Glad to see that you tackled getting rid of stuff! It's a great feeling when it's accomplished=)

Sometimes I wish I could wear my pj's to work!

Lisa from Lisa's Yarns said...

I love it when you do these posts. Well, I love all your posts, but these are so great to read.

Sometimes I wonder how I am ever going to meet a guy that doesn't act like he's moved to the Bermuda Triangle after going on a few dates with me.

Sometimes I wonder what it will take for me to feel successful.

Sometimes I wonder if I will ever get better about not feeling guilty when turning down social invitations and things of that nature.

Erin said...

Sometimes I pick my nose. Wait. This is not that kind of post. Let's try that again...

Sometimes I spend too much time worrying about what might not be.

Sometimes I'm smiling but I'm really crying inside.

Sometimes I wonder if I did something to cause this.

Kyla Roma said...

This is so beautiful- great wrap up! I've been taking the past couple weeks to do some soul searching and it's amazing.

Do it! =)

Adventures In China said...

I haven't been reading you blog for very long, but I find your posts to be very eloquent. I really enjoy the things you write, inspiring as well as familiar. A great combination.

Getting rid of things physically is a way I clear my mind, too. I am not a Buddhist full time, but I love the tenet that learning to live without 'things' sets you free. I try to apply that to the anger, resentment, and hard feelings I carry around with me, too. It's no better than carrying a little sack of garbage with me everywhere I go.

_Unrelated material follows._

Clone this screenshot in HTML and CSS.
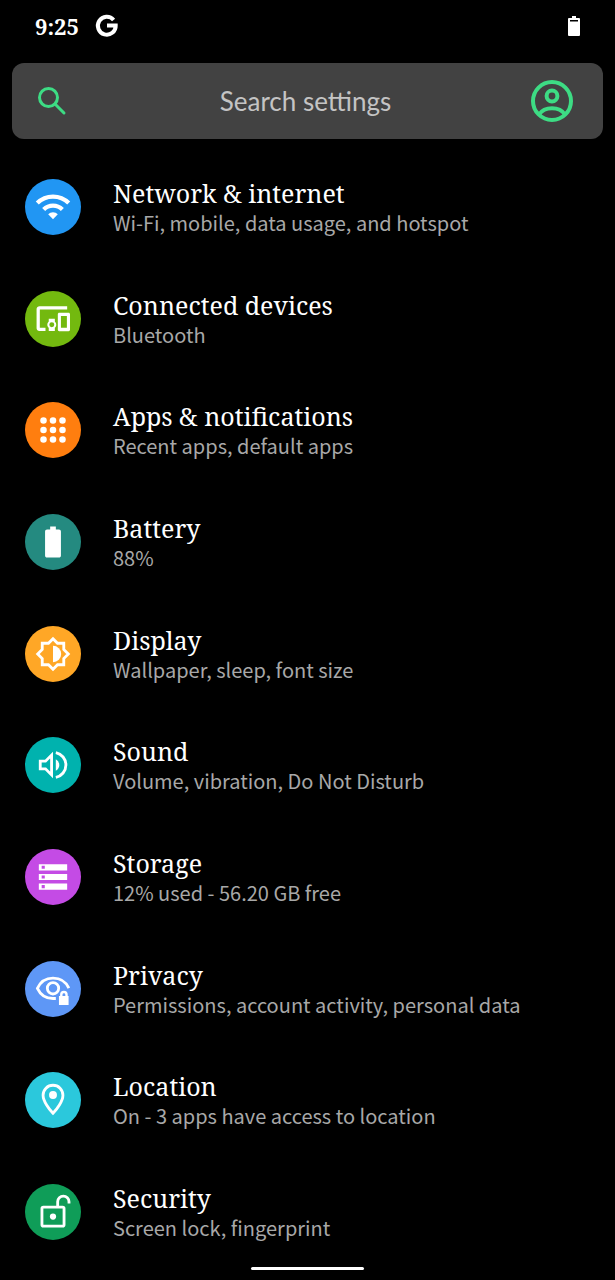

Happy New Year! Looking forward to the redesign!

Sassy Molassy said...

Sometimes I don't believe I'll ever find a job/career I'm truly passionate for or good at.

probablytabitha.com said...

Sometimes I save a person's post in Google Reader, intending to comment or use it for inspiration on my own blog, and then a whole month goes by and I realize I'm a huge slacker.

Sometimes (most of the time) I'm in agreement with Sassy Molassy -- thinking I'll never find that "perfect" career.

Sometimes I wish "Beam me up, Scotty!" really worked so I could hang out with fabulous bloggers any time I want.